The “Focus” I wanted

When I started using Personal Kanban what I was looking for was a system to help me get more things done. I wanted something to focus my time and energy so I could DO MORE THINGS and squeeze more productivity out of every single minute. We’re all only on this planet for a short period of time… I felt like my job was to get as many things done as I possibly could. 

When I started, I asked a colleague of mine to act as my coach. What I was looking for was someone I could trust to hold up the mirror when need be and someone who be willing to call me out on stuff when I cheated because I know myself well enough to know that there was a 100% chance that would happen. 

The “Focus” I got

Maybe If I had started following other productivity systems with the aid of a coach they would have worked better for me, but maybe not. I can say that having someone act as a coach for me as I got started with Personal Kanban was a big part of why it had such a huge impact on me. In addition to creating a board and working the items on it, the person coaching me asked me to do a few other things. One of the things he asked me to do was to sign up for a happiness tracking tool that would ping me throughout the day to ask me what I was doing and assess how much joy it was bringing me.  He also asked me to make notes about how I was working. I started keeping notes about what things I was getting done each day and what I was not getting done each day. 

What I found was that the things I felt I needed to “focus” on the most were often not really that important and were being done at the expense of things that were either more important (like things that had a deadline or dependency) and things that didn’t look important but were critical to self-care and maintenance (like playing guitar and meditation). 

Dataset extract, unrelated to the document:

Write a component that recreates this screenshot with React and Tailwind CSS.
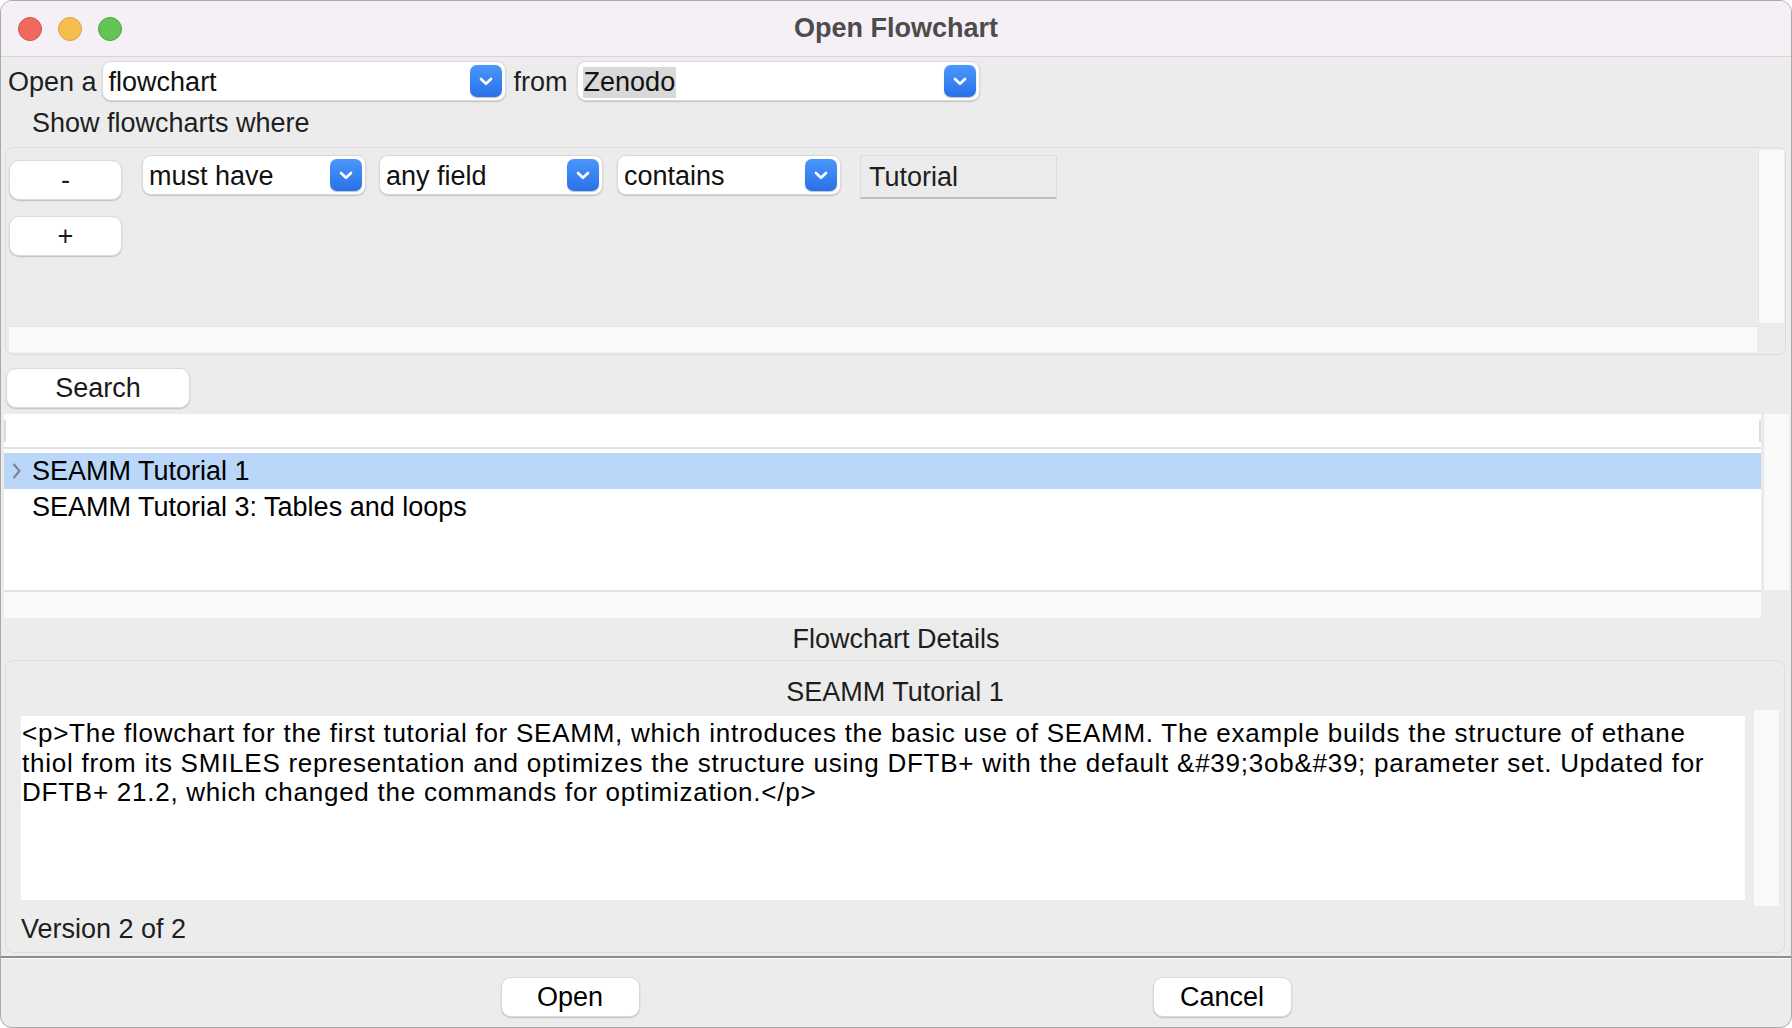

I think this was maybe the first massive epiphany I got from using PK… learning that it wasn’t really that I wasn’t focused… I’m actually pretty good at being focused. The issue was that I was focused on things that were not the most important things. 

The “Focus” I have now

I’ve been working with Personal Kanban for almost 10 years.  I tend to think of this as a practice, not a thing I do. In the same way that I have a meditation practice. There is no end goal… just an evolving, learning engagement. The way I practice Personal Kanban has changed a lot over the years and the way I do it now is very different from how I started. At some point along the way, my idea of “focus” changed as well. While I started with a “focus” on getting things done, what  I am focused on now is deepening my understanding of how I work, the choices I make, and why I am doing what I do. Instead of “how do I get more done?” I’m curious about why certain things do and don’t get done. Little by little, I am getting better at letting the board teach me ways to be better at working.